What is the riskiest setting for drowning?

According to the most recent statistics report from the Centers for Disease Control and Prevention (CDC) over 40 percent of drowning accidents occurred in natural water settings.

The data taken from that report for all drowning incidents is as follows:

  • Natural Water – 43%
  • Boating – 9.2%
  • Swimming Pool – 18.6%
  • Other – 4.9%
  • Unspecified – 13.9%
  • Bathtub – 10.4%

Natural water settings include:  rivers, creeks, lakes, ponds and oceans.

Who is most at risk for drowning?

According to the same CDC report, children between the ages of 1 to 4 are at the highest risk of drowning.  This risk decreases between the ages of 5 to 14.  At age 15, the rate increases and remains high typically right through adulthood.  Males account for 88 percent of all drowning incidents that occur in natural water settings.

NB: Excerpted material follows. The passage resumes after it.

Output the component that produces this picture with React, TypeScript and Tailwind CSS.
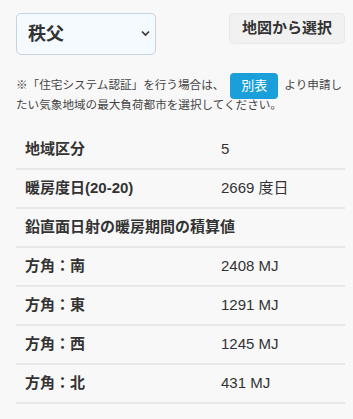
import React from 'react'

type Row = { label: string; value?: string }

const rows: Row[] = [
  { label: '地域区分', value: '5' },
  { label: '暖房度日(20-20)', value: '2669 度日' },
  { label: '鉛直面日射の暖房期間の積算値' },
  { label: '方角：南', value: '2408 MJ' },
  { label: '方角：東', value: '1291 MJ' },
  { label: '方角：西', value: '1245 MJ' },
  { label: '方角：北', value: '431 MJ' },
]

const font = { fontFamily: '"Liberation Sans", "Noto Sans CJK JP", sans-serif' }

const App = () => {
  return (
    <div className="min-h-screen w-full bg-[#f8f8f8] pl-4 pr-2 pt-[13px] pb-3 text-[#333]" style={font}>
      {/* Top row */}
      <div className="flex items-start justify-between">
        <div className="relative w-[140px] h-[42px]">
          <select
            defaultValue="chichibu"
            className="w-full h-full appearance-none rounded-[5px] border border-[#c3d3df] bg-[#f5faff] pl-[11px] pr-6 text-[18px] font-bold text-[#333] outline-none"
          >
            <option value="chichibu">秩父</option>
          </select>
          <svg className="pointer-events-none absolute right-[6px] top-[17px]" width="9" height="7" viewBox="0 0 9 7">
            <path d="M1 1.5 L4.5 5 L8 1.5" fill="none" stroke="#333" strokeWidth="1.6" />
          </svg>
        </div>
        <button className="w-[116px] h-[31px] rounded-[4px] border border-[#e9e9e9] bg-[#f1f1f1] text-[15px] font-bold text-[#333]">
          地図から選択
        </button>
      </div>

      {/* Note */}
      <p className="mt-[20px] text-[11.6px] leading-[19px] text-[#444]">
        ※「住宅システム認証」を行う場合は、
        <span className="inline-block align-middle -my-1 mx-[6px] h-[26px] leading-[26px] rounded-[4px] bg-[#1a9fdb] px-[11px] text-[13px] text-white">
          別表
        </span>
        より申請したい気象地域の最大負荷都市を選択してください。
      </p>

      {/* Table */}
      <div className="mt-[17px] w-[329px]">
        {rows.map((r) => (
          <div key={r.label} className="flex items-center h-[39px] border-b-2 border-[#e8e8e8] text-[15px]">
            <div className={(r.value ? 'w-[205px]' : 'flex-1') + ' pl-[9px] font-bold text-[#333]'}>{r.label}</div>
            {r.value && <div className="flex-1 text-[#333]">{r.value}</div>}
          </div>
        ))}
      </div>
    </div>
  )
}

export default App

Illegal swimming in natural waters

During the hot summer months, natural waterways- such as large creeks or ponds- lure those eager to cool off and have fun in the seemingly refreshing water.  However, not only is it illegal to swim in most public creeks, ponds and the like – it is also extremely dangerous.  For example, creek depths range from several inches to approximately six feet.  After a heavy rainfall the depths of a creek can change dramatically as can the force of the current.

Law enforcement and park rangers are often understaffed.  Therefore, it is often difficult to enforce the law against swimming in natural waters.

Could signs prevent future fatalities?

There is no single fix to this problem.  There are no federal laws that require swimming safety signs to be posted at public swimming pools or other public swimming areas.  However, most states require that the rules regarding pool safety as well as the risks of entering a pool, be posted at public swim locales.  State health and safety departments usually enact laws regarding warning signs in public swimming areas, usually a public pool.  Local municipalities typically implement and enforce these safety codes for public pools– but may not have any requirements for signage near or around natural water areas.

For those cities and municipalities that do not post warning signs at natural water areas- the large number of drowning deaths each year in natural water areas should serve as a reason to require ‘pool-type’ codes to potentially dangerous natural water areas. Posting warning signs at frequented public rivers and creeks – may be a step towards preventing future accidental drowning incidents.

Legal recourse

Unfortunately, drowning deaths continue to occur every year. Because there is no federal or state law requiring municipalities to post these warning signs, the population remains at risk. It is essential for parents to educate their children of the dangers of swimming in ponds, creeks, lakes, and the like. Adults, too, should be aware of the risks involved in swimming in natural waterways.

With the winter months quickly approaching, it is also essential for people to be aware of the dangers of frozen natural water ways. Always avoid skating or walking on frozen ponds, creeks, etc., during the cold months as these areas may crack open and individuals may face the possibility of drowning in the frozen water underneath.